The guardian could not have given notice within thirty days of the accident. Plaster was killed September 13, 1921, and the guardian was not qualified until the latter part of that year or the earlier part of 1922. The reason that the statute required notice within thirty days, was to give the employer an opportunity to investigate the cause of the accident and the nature of the injury at an early stage. Patten Hotel Co. v. Milner, supra. There would, therefore, be no justification for an effort to extend this requirement-as to notice to a guardian appointed several months later. All proceedings under the statute have to be brought within one year after the accident.

What we have said in this connection is a sufficient reply to the argument that this suit should be dismissed because the thirty-day notice to the employer was not proven.

The deceased was employed by defendant, Kingsport Improvement Corporation, as an assistant landscape gardener. At the time of his death he was engaged in working on some trees on a farm known as Rotherwood, belonging to Kingsport Farms, a corporation allied with Kingsport Improvement Corporation. Kingsport Farms was charged by Kingsport Improvement Corporation for the work. So *134that it appears deceased was regularly in the service of his employer. Plaster lived at the town of Kingsport, about two miles from the farm where he was working. His employer furnished him a horse to ride back and forth between his home and his place of work. Plaster kept the horse at his house in Kingsport at night. He was thrown from his horse while riding along the public road from Kingsport to the Rotherwood farm. The horse took fright at a passing train. The accident occurred betwe'en seven and eight o’clock in the morning, at the time when deceased usually went to his work. The proof shows that the horse was furnished him to ride back and forth between his home and his place-of employment, as just stated, and there is no suggestion on the record that deceased ever used the horse for any other purpose or was permitted to do so. Upon these facts the trial judge was fully justified in concluding that Plaster met his death while going to his work on an agency of transportation furnished by his employer for that purpose.

■This court has lately said: “It is generally held that, where transportation is furnished by an employer as an incident of the employment, an injury suffered by the employee while going or returning from his work in the vehicle so furnished by the employer, and under his control, arises out of and is within the course of the employment within the meaning of Workmen’s Compensation Acts.” Norwood v. Tellico River Lbr. Co., 146 Tenn., 682, 244 S. W., 490.
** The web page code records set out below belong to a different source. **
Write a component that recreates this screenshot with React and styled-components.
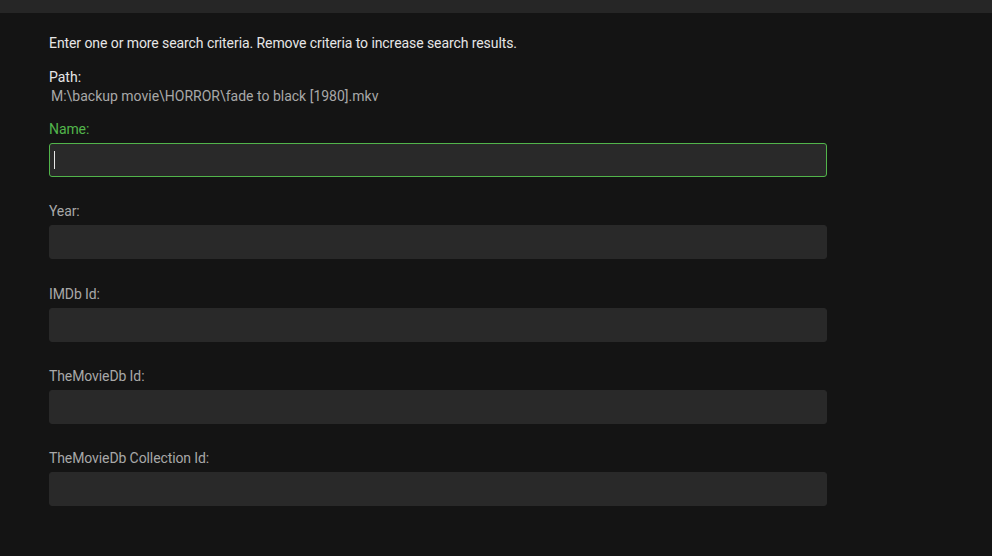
import React from "react";
import styled, { createGlobalStyle } from "styled-components";

const Global = createGlobalStyle`
  html, body { margin: 0; padding: 0; background: #141414; }
  body { font-family: Roboto, "Noto Sans", "Liberation Sans", sans-serif; }
  * { box-sizing: border-box; }
`;

const Page = styled.div`
  width: 992px;
  height: 556px;
  background: #141414;
  overflow: hidden;
  display: flex;
  flex-direction: column;
`;

const TopBar = styled.div`
  height: 13px;
  background: #262626;
  flex: none;
`;

const Content = styled.div`
  padding: 22px 0 0 49px;
  width: 827px;
  display: flex;
  flex-direction: column;
`;

const Intro = styled.p`
  margin: 0;
  font-size: 14px;
  line-height: 17px;
  letter-spacing: -0.08px;
  color: #e6e6e6;
`;

const PathBlock = styled.div`
  margin-top: 17px;
  display: flex;
  flex-direction: column;
`;

const PathLabel = styled.div`
  font-size: 14px;
  line-height: 17px;
  color: #e6e6e6;
`;

const PathValue = styled.div`
  font-size: 14px;
  line-height: 17px;
  color: #a8a8a8;
  margin-top: 2px;
  padding-left: 2px;
`;

const Field = styled.div`
  margin-top: ${(p) => p.$gap}px;
  display: flex;
  flex-direction: column;
`;

const Label = styled.label`
  font-size: 14px;
  line-height: 17px;
  letter-spacing: -0.1px;
  color: ${(p) => (p.$focused ? "#52b54b" : "#a8a8a8")};
  margin-bottom: 5px;
`;

const Input = styled.input`
  height: 34px;
  width: 100%;
  background: #292929;
  border: 1px solid ${(p) => (p.$focused ? "#52b54b" : "#292929")};
  border-radius: 3px;
  outline: none;
  color: #e6e6e6;
  font-family: inherit;
  font-size: 14px;
  padding: 0 4px;
  caret-color: #e6e6e6;
`;

const Caret = styled.span`
  position: absolute;
  left: 5px;
  top: 8px;
  width: 1px;
  height: 18px;
  background: #e6e6e6;
`;

const InputWrap = styled.div`
  position: relative;
`;

const fields = [
  { label: "Name:", focused: true, gap: 16 },
  { label: "Year:", gap: 26 },
  { label: "IMDb Id:", gap: 27 },
  { label: "TheMovieDb Id:", gap: 26 },
  { label: "TheMovieDb Collection Id:", gap: 26 },
];

export default function App() {
  return (
    <>
      <Global />
      <Page>
        <TopBar />
        <Content>
          <Intro>Enter one or more search criteria. Remove criteria to increase search results.</Intro>
          <PathBlock>
            <PathLabel>Path:</PathLabel>
            <PathValue>M:\backup movie\HORROR\fade to black [1980].mkv</PathValue>
          </PathBlock>
          {fields.map((f) => (
            <Field key={f.label} $gap={f.gap}>
              <Label $focused={f.focused}>{f.label}</Label>
              <InputWrap>
                <Input $focused={f.focused} readOnly />
                {f.focused && <Caret />}
              </InputWrap>
            </Field>
          ))}
        </Content>
      </Page>
    </>
  );
}
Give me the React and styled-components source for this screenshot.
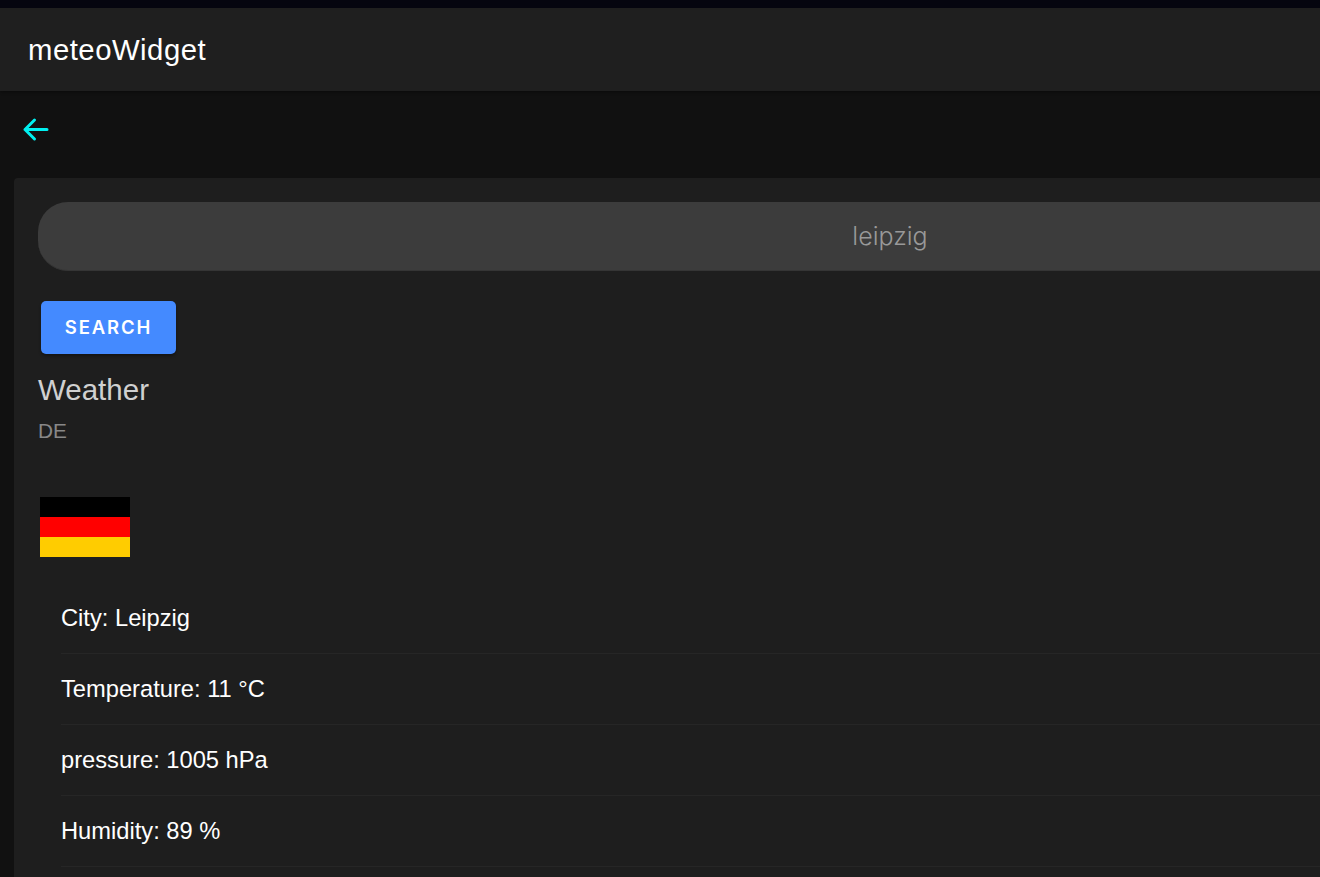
import React from "react";
import styled, { createGlobalStyle } from "styled-components";

const Global = createGlobalStyle`
  html, body { margin: 0; padding: 0; height: 100%; overflow: hidden; background: #05050f; }
  body { font-family: "Liberation Sans", Arial, sans-serif; }
  #root { padding-top: 8px; box-sizing: border-box; height: 100%; }
`;

const Page = styled.div`
  width: 1770px;
  height: 869px;
  background: #111111;
  overflow: hidden;
`;

const Header = styled.header`
  height: 83px;
  background: #1f1f1f;
  display: flex;
  align-items: center;
  padding-left: 28px;
  box-shadow: 0 1px 3px rgba(0, 0, 0, 0.4);
`;

const Title = styled.h1`
  margin: 0;
  font-size: 29.3px;
  font-weight: 400;
  letter-spacing: 0.5px;
  color: #ffffff;
`;

const BackBar = styled.div`
  height: 87px;
  display: flex;
  align-items: center;
  padding: 0 0 10px 22px;
  box-sizing: border-box;
`;

const BackIcon = styled.svg`
  width: 28px;
  height: 28px;
  fill: none;
  stroke: #00f0f0;
  stroke-width: 3;
  stroke-linecap: round;
  stroke-linejoin: round;
  display: block;
`;

const Card = styled.section`
  margin-left: 14px;
  background: #1e1e1e;
  border-radius: 4px;
  padding: 24px 0 0 24px;
  height: 700px;
`;

const SearchInput = styled.div`
  width: 1704px;
  height: 69px;
  border-radius: 30px;
  background: #3c3c3c;
  border-bottom: 1px solid #353535;
  box-sizing: border-box;
  display: flex;
  align-items: center;
  justify-content: center;
  color: #999999;
  font-family: "Inter", sans-serif;
  font-weight: 300;
  font-size: 25px;
`;

const SearchButton = styled.button`
  display: block;
  margin: 30px 0 0 3px;
  width: 135px;
  height: 53px;
  padding: 0 0 2px;
  border: 0;
  border-radius: 5px;
  background: #448aff;
  color: #ffffff;
  font-family: "Inter", sans-serif;
  font-weight: 600;
  font-size: 18.5px;
  letter-spacing: 1.9px;
  box-shadow: 0 2px 3px rgba(0, 0, 0, 0.35);
`;

const Heading = styled.h2`
  margin: 19px 0 0;
  font-size: 29.5px;
  line-height: 34px;
  font-weight: 400;
  color: #d0d0d0;
`;

const Sub = styled.div`
  margin-top: 12px;
  font-size: 20.8px;
  line-height: 24px;
  color: #888888;
`;

const Flag = styled.div`
  margin: 54px 0 0 2px;
  width: 90px;
  height: 60px;
  display: grid;
  grid-template-rows: 1fr 1fr 1fr;
  box-shadow: inset 0 0 0 1px rgba(0, 0, 0, 0.25);
`;

const Stripe = styled.div`
  background: ${(p) => p.$color};
`;

const List = styled.ul`
  list-style: none;
  margin: 26px 0 0 23px;
  padding: 0;
`;

const Row = styled.li`
  height: 71px;
  box-sizing: border-box;
  display: flex;
  align-items: center;
  border-bottom: 1px solid #262626;
  font-size: 23.7px;
  color: #ffffff;
`;

export default function App() {
  const rows = ["City: Leipzig", "Temperature: 11 °C", "pressure: 1005 hPa", "Humidity: 89 %"];
  return (
    <>
      <Global />
      <Page>
        <Header>
          <Title>meteoWidget</Title>
        </Header>
        <BackBar>
          <BackIcon viewBox="0 0 28 28">
            <path d="M25 13.5H3M12.5 4L3 13.5L12.5 23" />
          </BackIcon>
        </BackBar>
        <Card>
          <SearchInput>leipzig</SearchInput>
          <SearchButton>SEARCH</SearchButton>
          <Heading>Weather</Heading>
          <Sub>DE</Sub>
          <Flag>
            <Stripe $color="#000000" />
            <Stripe $color="#ff0000" />
            <Stripe $color="#ffcc00" />
          </Flag>
          <List>
            {rows.map((r) => (
              <Row key={r}>{r}</Row>
            ))}
          </List>
        </Card>
      </Page>
    </>
  );
}
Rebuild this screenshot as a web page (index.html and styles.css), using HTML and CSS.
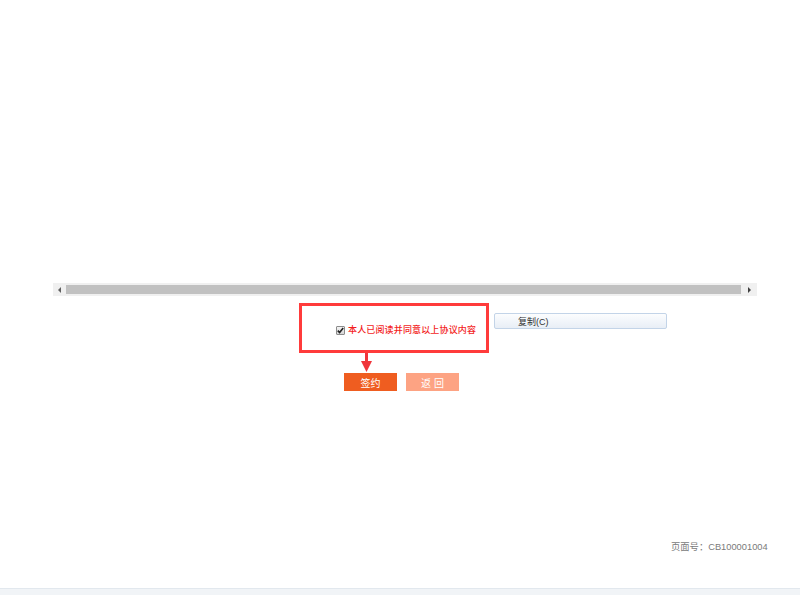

The fact that deceased was in immediate control of the horse does not in our opinion take this case out of the general rule quoted. In Osterhout v. Latham, 92 Conn., 91, 101 Atl., 494, one of the cases approved in Norwood v. *135Tellico River Lbr. Co., the driver of an automobile furnished by the employer was one of the workmen and was allowed compensation.

We think there was abundant evidence to justify the conclusion of the trial court that Plaster met his death by reason of an accident arising out of and in the course of his employment. There being evidence to sustain this finding, it will not be disturbed in this court. Tennessee Chemical Co. v. Smith, 145 Tenn., 532, 238 S. W., 97; Milne v. Sanders, 143 Tenn., 602, 228 S. W., 702.

It is again urged by the defendant that the children of the deceased were not his legal dependents, and are therefore entitled to no compensation herein. It appears that some years ago the wife of the deceased procured a divorce from him, and was awarded the custody of the children and $10 per month alimony. She married again very shortly, and all the children left her, came to their father (the deceased), and he cared for them and supported them until he was killed. As a matter of fact, they were his dependents. Moreover, the decree of divorce, although it gave to the mother the custody of the children, made no provision for their support. The monthly alimony of $10 awarded the mother could scarcely be regarded as covering the childrens’ support, under the circumstances of this case, and we think the father was still legally responsible for the same. Evans v. Evans, 125 Tenn., 112, 140 S. W., 745, Ann. Cas., 1913C, 294.

It is finally urged that one of the children, Elmer Plaster, was between sixteen and eighteen years of age, earned his own living, and helped support the family, and was therefore not a dependent. This seems to be true, and under subsection 2 of section 30 of chapter 123 of the *136Acts of 1919, Elmer is not entitled to any part of the compensation. The other children being under sixteen years of age are conclusively presumed to have been wholly dependent on deceased. Id., 30, subsec. 1.

The exclusion of Elmer from the benefits of compensation makes no difference in the amount to be paid by defendant, however.

“If the deceased employee leave a dependent orphan, there shall be paid thirty per centum of the monthly wages of deceased with ten per centum additional for each additional orphan, with a maximum of fifty per centum of such wages.” Id., section 30, subsec. 10.

There being three orphans under sixteen years of age the defendant is liable for the maximum compensation, assessed against it. The guardian who recovers will be governed by this opinion in the application of the funds received herein.

Some criticism is made of the proof introduced tending to show that this employer was protected by indemnity insurance. This proof was immaterial, but there was no jury in the case, and its introduction could have done no harm.

The judgment below will be affirmed.